Sur ce continent, l’Angola est le premier pays à vendre son pétrole en yuan. Selon la Chine, 14 pays africains souhaitent voir le yuan devenir une devise de réserve et élargir son utilisation sur le continent. Des pays tels que le Rwanda l’ont inclus dans leurs réserves de devises étrangères. L’Afrique du Sud et d’autres Etats ont signé des accords d’échange de devises avec l’Empire du Milieu, alors que le Kenya, le Zimbabwe et le Botswana ont montré un grand intérêt pour son utilisation comme devise de réserve ou de règlement. Le Nigéria, première économie du continent, l’a érigé en deuxième monnaie commerciale. «La crise de la dette américaine a apporté un sentiment d’urgence à la décision du Nigeria de diversifier ses réserves en dehors du dollar. Il me semble qu’il y a de moins en moins d’appétit pour détenir des dollars», justifie Lamido Sanussi, gouverneur de la Banque centrale du Nigeria.

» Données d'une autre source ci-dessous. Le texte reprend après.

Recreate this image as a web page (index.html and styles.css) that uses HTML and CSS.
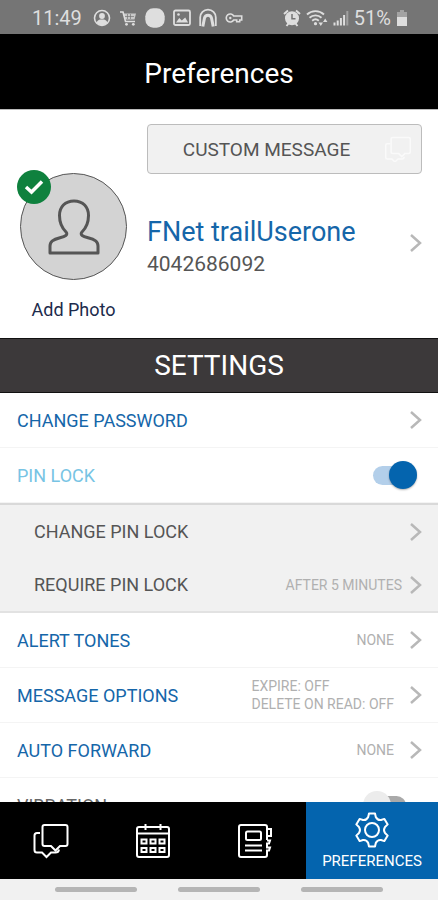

L’adoption du yuan présente des avantages face à la progression des échanges et des investissements entre les deux zones économiques, notamment au niveau des risques de change. Cela permet aussi aux pays plaçant une partie de leurs réserves en monnaie chinoise d’être moins sensibles aux fluctuations du dollar et de contrebalancer ses mouvements… «Pour Pékin, c’est surtout une très bonne affaire. Les économies africaines vont pouvoir rembourser leurs dettes gigantesques (environ 22 % de la dette africaine est détenue par la Chine) en yuans. Elles vont pouvoir vendre directement en yuans leurs matières premières (comme avec le « pétro-yuan » d’Angola) et diversifier du même coup leurs réserves de change», analyse Sébastien Le Belzic, spécialiste des relations sino-africaines.